I think that’s right. But I couldn’t recreate the second flare so I had to rely on the first flare that I made to help hold the hose on.
What you need to do is either tow the car to a shop and have them replace the line, repair what’s broken, or fabricate an entirely new line
Or you buy a kit similar to the one I pictured and do it yourself
Please tell us what year your Corolla is
Rotted out fuel and brake lines are a way of life around here. Even on fuel injected cars I have always just used steel line of approximate size and length and joined them to good existing line or fittings with short lengths of high pressure neoprene hose and doubled high pressure clamps. Never has one leak or come apart. Have they significantly raised the pressure in fuel injection systems in the last 20 years? I know NY has laws about the length of flexible lines you can have in your fuel lines but I have never had trouble passing inspection.
The copper nickel hand bendable brake lines have been used in Europe for many years and are required in some countries.
I would say yes
Gasoline direct injection is quite common nowadays
Fuel pressure from tank to engine is generally 50 to 70 psi.
Direct fuel injection plumbing is stainless steel or plated, can’t allow corrosion when dealing with pressures up to 20,000 psi.
The car in question is a Corolla old enough to have the fuel line rot out. I doubt it is a direct injection. The last high pressure fuel line and were rated at 175 psi and I doubled up om the clamps…
I do not think this Corolla has direct injection. Just because I am too damn curious. What automotive direct injection system uses 20,000 psi ? My understanding is most automotive GDI systems work on 1500-4500 psi. On a diesel 20,000+ psi, yes and that would be from the injector pump, not from the lift pump in the tank, on a Corolla no. IIRC a fuel injected Corolla should have around 50 psi at idle.
I replied to a persons question about fuel pressure and this is the answer;
oldtimer will not need to patch or repair rusty high pressure fuel systems because they are stainless steel or plated.
Got it, guess I read it too quickly.
If I had that problem I’d either
- buy a new metal fuel line from a parts store or dealership
- buy a used line from a car-parts recycling business (pick n pull etc)
- ask around to find a shop that would make it for me. Ask auto parts stores, auto repair shops, look in yellow pages under metal-work shops, which the best place in town is for that sort of work. You don’t have to re-invent the wheel.
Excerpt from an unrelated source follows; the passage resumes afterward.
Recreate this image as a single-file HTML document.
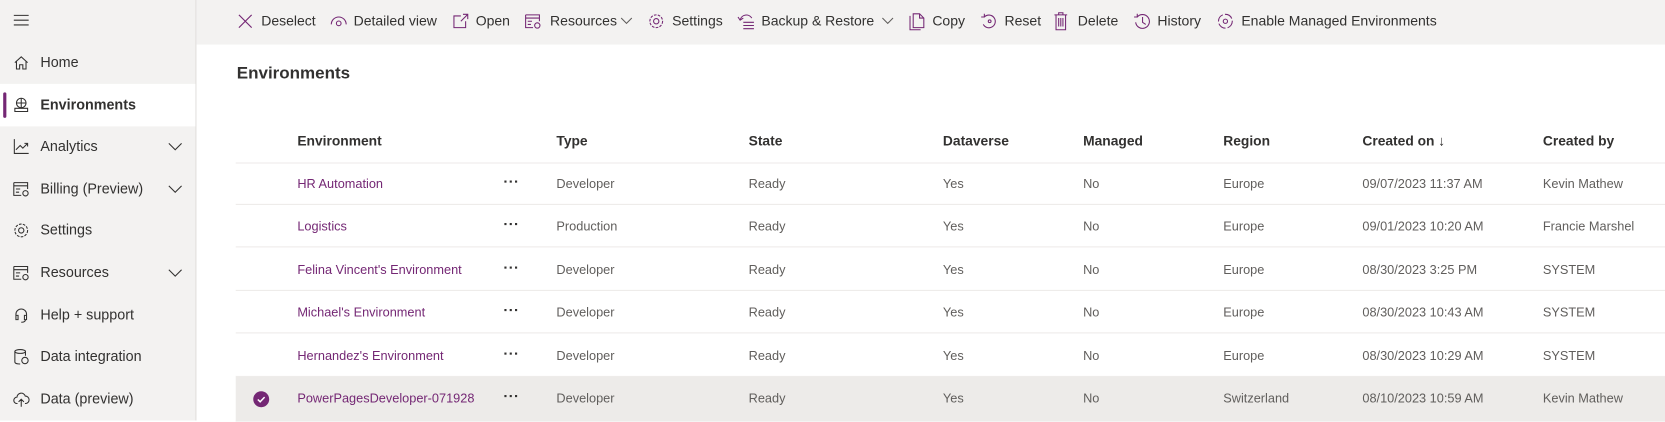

Remember auto repair shops face this sort of problem all the time, and so they must have ways to solve it, either in-house or asking another business to do it for them.
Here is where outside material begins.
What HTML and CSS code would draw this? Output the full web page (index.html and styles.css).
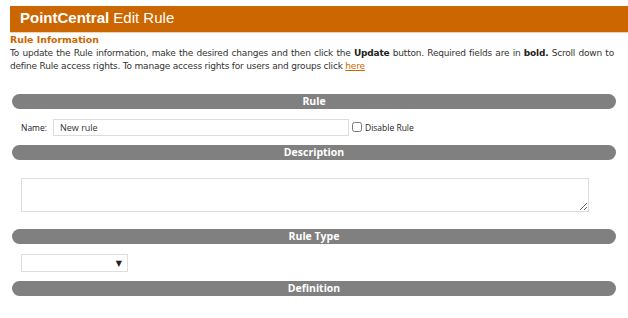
FILE: index.html
```html
<!DOCTYPE html>
<html lang="en">
<head>
    <meta charset="UTF-8">
    <title>PointCentral Edit Rule</title>
    <link rel="stylesheet" href="styles.css">
</head>
<body>

    <!-- Title bar -->
    <header class="title-bar">
        <b>PointCentral</b> Edit Rule
    </header>

    <!-- Intro text -->
    <div class="intro">
        <h1>Rule Information</h1>
        <p>To update the Rule information, make the desired changes and then click the <b>Update</b> button. Required fields are in <b>bold.</b> Scroll down to define Rule access rights. To manage access rights for users and groups click <a href="#">here</a></p>
    </div>

    <!-- Rule section -->
    <div class="section-bar">Rule</div>
    <div class="name-row">
        <label for="rule-name">Name:</label>
        <input type="text" id="rule-name" class="name-input" value="New rule">
        <input type="checkbox" id="disable-rule" class="check">
        <label for="disable-rule">Disable Rule</label>
    </div>

    <!-- Description section -->
    <div class="section-bar">Description</div>
    <div class="desc-row">
        <textarea class="desc-input"></textarea>
    </div>

    <!-- Rule type section -->
    <div class="section-bar">Rule Type</div>
    <div class="type-row">
        <div class="type-select"><span class="arrow">&#9660;</span></div>
    </div>

    <!-- Definition section -->
    <div class="section-bar">Definition</div>

</body>
</html>
```

FILE: styles.css
```css
body {
    margin: 0;
    padding: 0;
    background-color: #fff;
    font-family: "DejaVu Sans", Verdana, sans-serif;
    color: #333;
}
/* Orange title bar */
.title-bar {
    margin: 6px 0 0 10px;
    height: 26px;
    line-height: 24px;
    padding-left: 10px;
    background-color: #cc6600;
    border-bottom: 1px solid #f2d2b4;
    color: #fff;
    font-family: "Liberation Sans", Arial, sans-serif;
    font-size: 15px;
}
/* Rule information text */
.intro {
    padding: 0 14px 0 10px;
}
.intro h1 {
    margin: 1px 0 0 0;
    font-size: 9.4px;
    line-height: 12px;
    color: #cc6600;
}
.intro p {
    margin: 1px 0 0 0;
    font-size: 9px;
    letter-spacing: -0.2px;
    line-height: 13px;
    text-align: justify;
}
.intro b {
    color: #222;
}
.intro a {
    color: #cc6600;
}
/* Gray section headers */
.section-bar {
    margin: 0 12px 0 12px;
    height: 15px;
    line-height: 15px;
    border-radius: 8px;
    background-color: #808080;
    color: #fff;
    text-align: center;
    font-family: "Open Sans", Tahoma, sans-serif;
    font-weight: bold;
    font-size: 10.5px;
}
.intro + .section-bar {
    margin-top: 21px;
}
/* Name row */
.name-row {
    display: flex;
    align-items: center;
    height: 36px;
    padding-left: 21px;
    font-family: "Open Sans", Tahoma, sans-serif;
    font-size: 8.5px;
    color: #222;
}
.name-input {
    box-sizing: border-box;
    width: 296px;
    height: 17px;
    margin: 0 3px 0 6px;
    padding: 0 6px;
    border: 1px solid #ddd;
    font-family: "Open Sans", Tahoma, sans-serif;
    font-size: 9px;
    color: #333;
}
.check {
    width: 10px;
    height: 10px;
    margin: 0 3px 0 0;
}
/* Description row */
.desc-row {
    padding: 18px 0 17px 21px;
    line-height: 0;
}
.desc-input {
    box-sizing: border-box;
    width: 568px;
    height: 34px;
    margin: 0;
    border: 1px solid #ddd;
}
/* Rule type row */
.type-row {
    padding: 10px 0 9px 21px;
}
.type-select {
    box-sizing: border-box;
    width: 107px;
    height: 18px;
    border: 1px solid #ddd;
    display: flex;
    justify-content: flex-end;
    align-items: center;
    padding-right: 5px;
}
.arrow {
    font-size: 8px;
    color: #222;
}
```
True enough the copper/nickel alloy tubing is used for brakes, but before using it, check to make sure it is compatible w/fuel systems. You don’t want it to flake off and bits of metal grit clog the carb or fuel injectors.
You’re overthinking this
Just have a shop fabricate a new line . . . or repair it using that kit I pictured
This isn’t that complicated
The OP stated he was going to order a new fuel line, they are less than $75.
If you’re worried that a replacement OEM brake line with a factory coating is going to rust out during the life of the vehicle, you must plan to keep the car on the road for a very long time! If this is the case, then something must be done to protect the rest of the car from rusting else it will start to fall apart while the brake and fuel lines are still good!